Towards Robust LLM Post-Training: Automatic Failure Management for Reinforcement Fine-Tuning

arXiv cs.AI / 5/7/2026

💬 OpinionIdeas & Deep AnalysisModels & Research

共有:

Key Points

Reinforcement fine-tuning (RFT) for large language models is widely used for post-training, but the training process is fragile and lacks automated failure management.
The paper introduces RFT-FaultBench, a new benchmark with multiple categories of failure (5 fault families, 16 fault types) and a large collection of training run and trajectory records to study failures in detail.
It finds that RFT failures are both detectable from training dynamics and identifiable via empirical “fault fingerprints.”
Building on these insights, the authors propose RFT-FM, a closed-loop framework that combines anomaly detection, failure diagnosis, and automatic remediation.
Experiments indicate that the benchmark reveals non-trivial, non-saturated failure patterns (including subtle faults), and that RFT-FM can detect, diagnose, and mitigate such failures effectively.

Abstract

Reinforcement fine-tuning (RFT) has become a core paradigm for post-training large language models, yet its training process remains highly fragile. Existing efforts mainly improve reliability at the system level or address specific issues in individual subproblems by modifying RFT algorithms. Despite their effectiveness, they largely overlook the problem of failure management at the training-process level. When training goes wrong, practitioners still rely heavily on expert-driven manual inspection and correction, and automatic failure management for RFT remains largely unexplored. In this paper, we take a first step toward systematic failure management for reinforcement fine-tuning.

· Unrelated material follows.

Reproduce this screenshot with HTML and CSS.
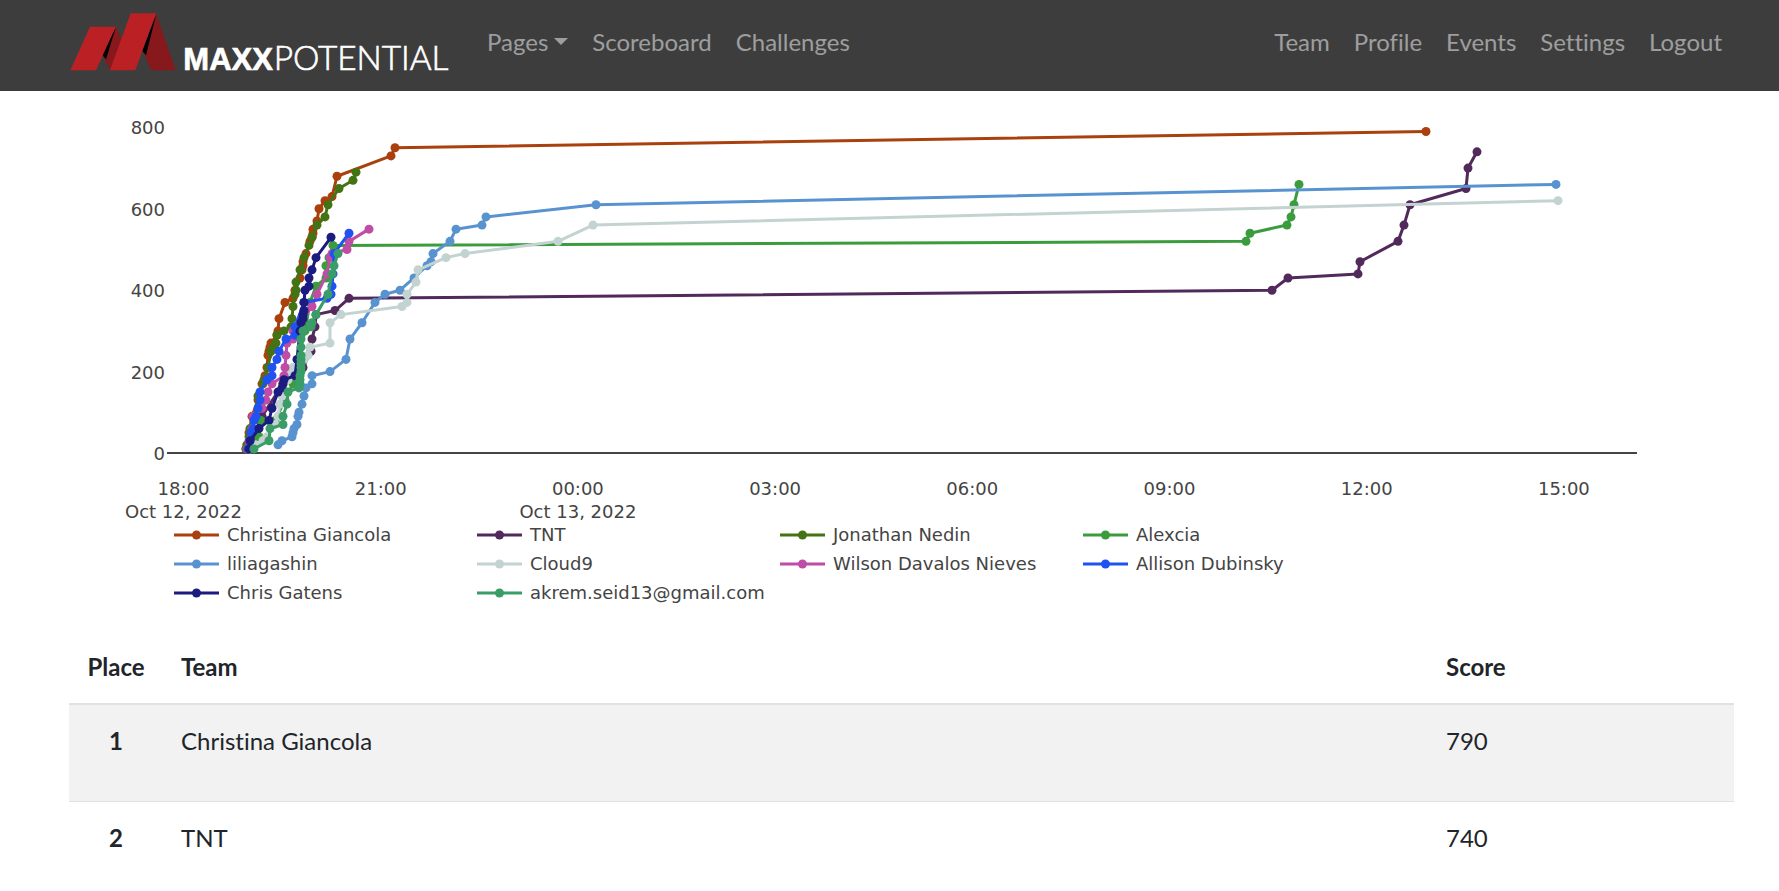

To understand the empirical structure of RFT failures, we first construct RFT-FaultBench, the first benchmark for fine-grained failures in reinforcement fine-tuning, covering 5 fault families, 16 fault types, 779 training runs, 22,549 train-step records, and 1,457,288 trajectory-level records. Based on this benchmark, we conduct a comprehensive empirical study showing that RFT failures are both observable from training dynamics and distinguishable through their empirical fault fingerprints. Building on these findings, we propose RFT-FM, an automatic failure management framework for reinforcement fine-tuning that unifies anomaly detection, failure diagnosis, and auto remediation in a closed loop. Experimental results show that RFT-FaultBench is neither trivial nor saturated: it exhibits clear anomaly structure while still posing substantial challenges, especially under subtle fault settings. Moreover, RFT-FM shows strong capability in detecting, diagnosing, and mitigating RFT failures.